Composition of the Committee
1st June 2019
A committee for a body corporate larger than 7 lots should contain 7 voting members including 3 executive members (chairperson, secretary and treasurer) and ordinary members.
The committee must consist of at least 3 different individuals in both the Accommodation and Standard modules. Committees are not nearly so formal in the Small Schemes and Commercial modules. It is recommended that all lot owners be encouraged to attend all meetings in smaller schemes and commercial complexes.
While one individual can hold one or more executive positions simultaneously, we recommend that, where possible, each position is filled by a separate individual. Adult education theory says that there is a collective wisdom that comes with a number of different adults working together, listening to each other, and making well-considered decisions and recommendations on projects.
Practically speaking in bigger complexes, many of the day-to-day tasks that go with the role of chairperson, secretary and treasurer are conducted on the executive member’s behalf by body corporate managers and building managers.

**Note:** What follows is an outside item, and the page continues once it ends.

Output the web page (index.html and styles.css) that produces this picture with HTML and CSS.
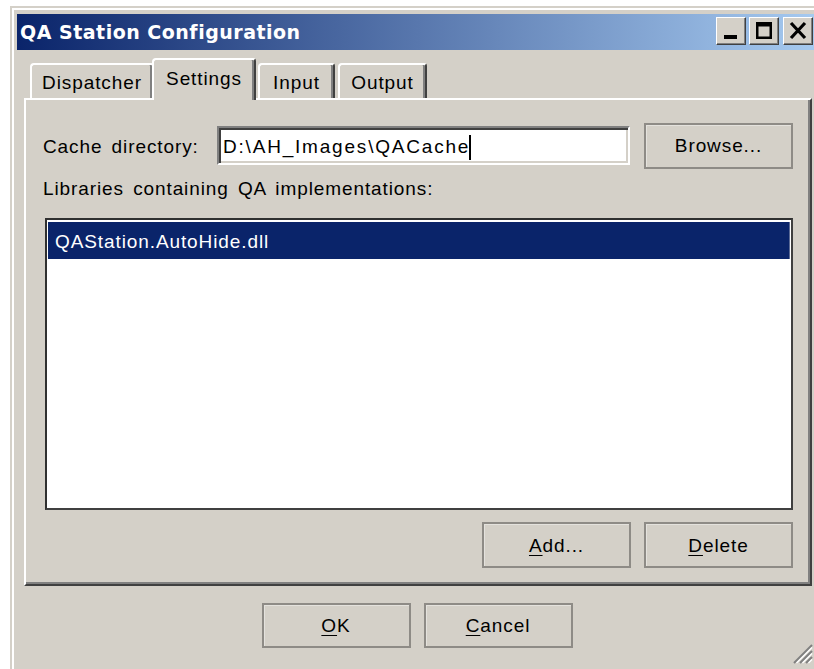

The roles of the elected executive members need not be time consuming or physically or mentally onerous. That said, having community minded committee members actively involved in the decisions about their complexes is the best governance for complexes.
Committee decisions by majority vote
There is no provision under the BCCM Act Standard or Accommodation module for any executive committee member to assume any sort of executive authority for the complex. The chairperson of a complex chairs meetings and has no extra casting vote. The chairperson has no authority to make decisions on behalf of the committee, outside of a meeting.
Matters are meant to be decided by majority decision of the full committee or by the whole body corporate meeting in a general meeting for bigger decisions.
For complexes working within the Standard and Accommodation modules, should there be vacancies for executive committee positions that are not filled, or should there not be 3 persons agreeing to be on the committee (even a co-owner can be appointed as a last resort to fill the minimum number of positions) at an Annual General Meeting, then the Body Corporate has to meet again in a specific procedure to consider the appointment of a Body Corporate Manager, a “Body Corporate Manager acting as Committee” appointment, as a replacement for the committee.
We do not recommend the appointment of a body corporate manager under “Body Corporate Manager acting as Committee” because lot owners then forfeit many of their rights to manage their own complexes. It is much more sensible for owners to keep control of the management of their complex by being an executive committee member.
Committees do not always have to have their body corporate manager at their meetings. While body corporate managers are important with novice committees, experienced committee people can conduct their own meetings. Someone (the secretary usually) takes the detailed minutes and then emails or delivers them to the body corporate managers for sending out to owners.
In this situation, when committees come across an issue where they could use the advice of their body corporate manager, prudent committees will defer the issue until they receive advice or make a decision subject to the body corporate manager agreeing that this decision is not contrary to the BCCM Act and Regulations.